Course Schedule I II LeetCode Java

There are a total of n courses you have to take, labeled from 0 to n - 1.

Some courses may have prerequisites, for example to take course 0 you have to first take course 1, which is expressed as a pair: [0,1]

Given the total number of courses and a list of prerequisite pairs, is it possible for you to finish all courses?

For example:

2, [[1,0]]

There are a total of 2 courses to take. To take course 1 you should have finished course 0. So it is possible.

2, [[1,0],[0,1]]

There are a total of 2 courses to take. To take course 1 you should have finished course 0, and to take course 0 you should also have finished course 1. So it is impossible.

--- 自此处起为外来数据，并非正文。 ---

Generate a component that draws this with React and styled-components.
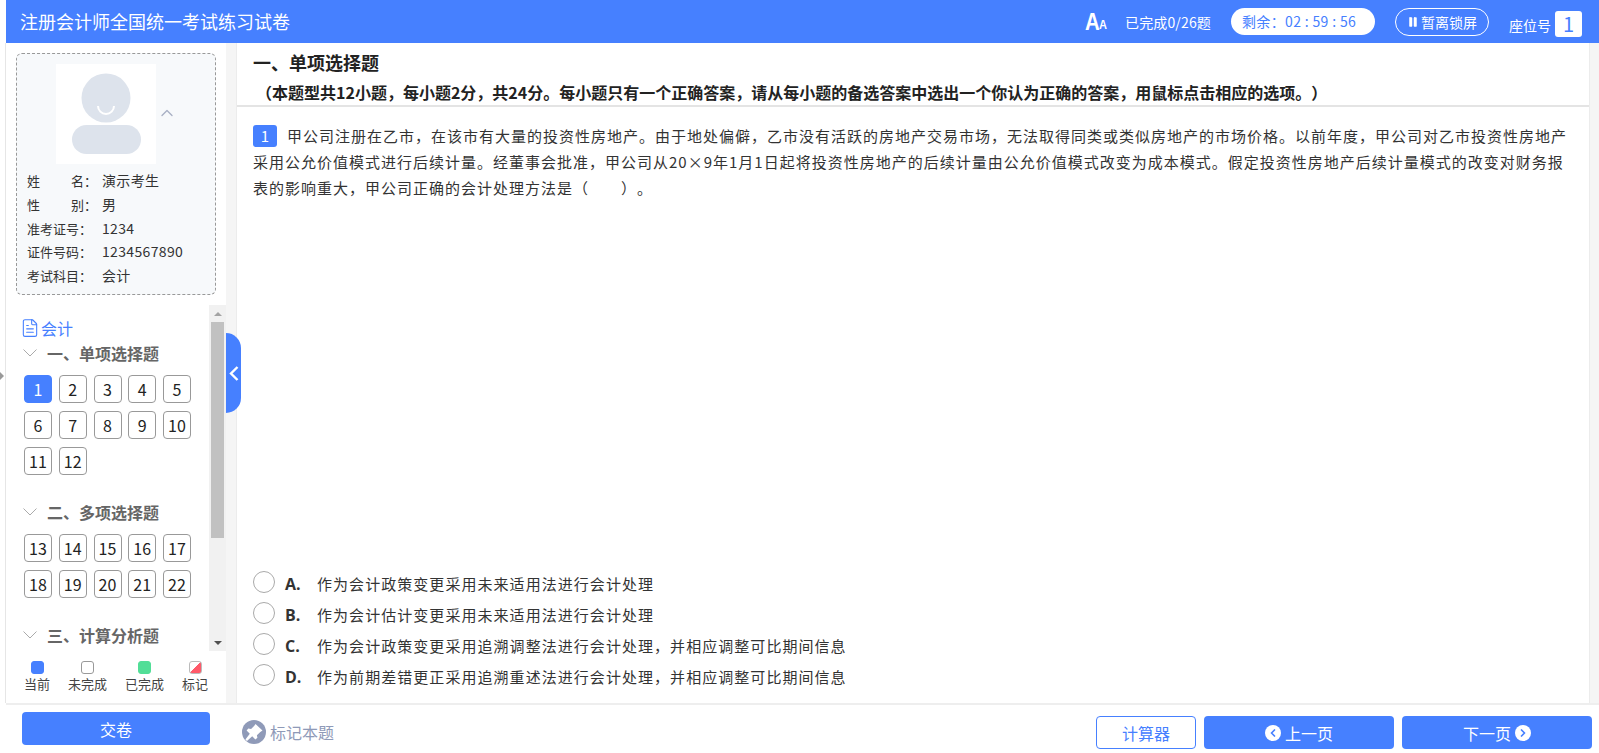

这道题目考的是拓扑排序相关内容，不了解什么是拓扑排序，可以参考博客：/article/2388810.html

所以，这道题目也有两种解法(程序参考自：https://leetcode.com/discuss/39456/java-dfs-and-bfs-solution)：

BFS：

public class Solution {
public boolean canFinish(int numCourses, int[][] prerequisites) {
ArrayList[] graph = new ArrayList[numCourses];
int[] degree = new int[numCourses];
Queue queue = new LinkedList();
int count=0;

for(int i=0;i<numCourses;i++)
graph[i] = new ArrayList();

for(int i=0; i<prerequisites.length;i++){
degree[prerequisites[i][1]]++;
graph[prerequisites[i][0]].add(prerequisites[i][1]);
}
for(int i=0; i<degree.length;i++){
if(degree[i] == 0){
queue.add(i);
count++;
}
}

while(queue.size() != 0){
int course = (int)queue.poll();
for(int i=0; i<graph[course].size();i++){
int pointer = (int)graph[course].get(i);
degree[pointer]--;
if(degree[pointer] == 0){
queue.add(pointer);
count++;
}
}
}
if(count == numCourses)
return true;
else
return false;
}
}

DFS:

public boolean canFinishDFS(int numCourses, int[][] prerequisites) {
ArrayList[] graph = new ArrayList[numCourses];
for(int i=0;i<numCourses;i++)
graph[i] = new ArrayList();

boolean[] visited = new boolean[numCourses];
boolean[] visiting=new boolean[numCourses];
for(int i=0; i<prerequisites.length;i++){
graph[prerequisites[i][1]].add(prerequisites[i][0]);
}

for(int i=0; i<numCourses; i++){
if(!dfs(graph,visited,visiting,i))
return false;
}
return true;
}

private boolean dfs(ArrayList[] graph, boolean[] visited, boolean[] visiting, int course){
if(visiting[course])
return false;
if(visited[course])
return true;

visiting[course] = true;;

for(int i=0; i<graph[course].size();i++){
if(!dfs(graph,visited,visiting,(int)graph[course].get(i)))
return false;
}
visiting[course]=false;
visited[course] = true;
return true;
}

Course Schedule II

这道题目和上道题目思路类似，只不过要求输出选课的顺序

同样有两种解法

BFS：

public int[] findOrder(int numCourses, int[][] prerequisites){
ArrayList<Integer>[] graph=new ArrayList[numCourses];
int degree[] =new int[numCourses];
Queue<Integer> queue=new LinkedList<Integer>();
int count=0;
int[] rst=new int[numCourses];

for(int i=0;i<numCourses;i++){
graph[i]=new ArrayList<Integer>();
}

for(int i=0;i<prerequisites.length;i++){
degree[prerequisites[i][0]]++;
graph[prerequisites[i][1]].add(prerequisites[i][0]);
}

for(int i=0;i<degree.length;i++){
if(degree[i]==0){
queue.add(i);
rst[count]=i;
count++;
}
}
while(queue.size()!=0){
int course=(int)queue.poll();
for(int i=0;i<graph[course].size();i++){
int pointer=(int)graph[course].get(i);
degree[pointer]--;
if(degree[pointer]==0){
queue.add(pointer);
rst[count]=pointer;
count++;
}
}
}
if(count == numCourses)
return rst;
else
return new int[0];
}

DFS：

public class Solution {
private int[] rst;
private int count;
public int[] findOrder(int numCourses, int[][] prerequisites) {
ArrayList[] graph = new ArrayList[numCourses];
rst=new int[numCourses];
count=0;
for(int i=0;i<numCourses;i++)
graph[i] = new ArrayList();

boolean[] visited = new boolean[numCourses];
boolean[] visiting=new boolean[numCourses];
for(int i=0; i<prerequisites.length;i++){
graph[prerequisites[i][0]].add(prerequisites[i][1]);
}

for(int i=0; i<numCourses; i++){
if(!dfs2(graph,visited,visiting,i))
return new int[0];
}
return rst;
}

private boolean dfs2(ArrayList[] graph, boolean[] visited, boolean[] visiting, int course){
if(visiting[course])
return false;
if(visited[course])
return true;

visiting[course] = true;;

for(int i=0; i<graph[course].size();i++){
if(!dfs2(graph,visited,visiting,(int)graph[course].get(i)))
return false;
}
visiting[course]=false;
visited[course] = true;
rst[count]=course;
count++;
return true;
}
}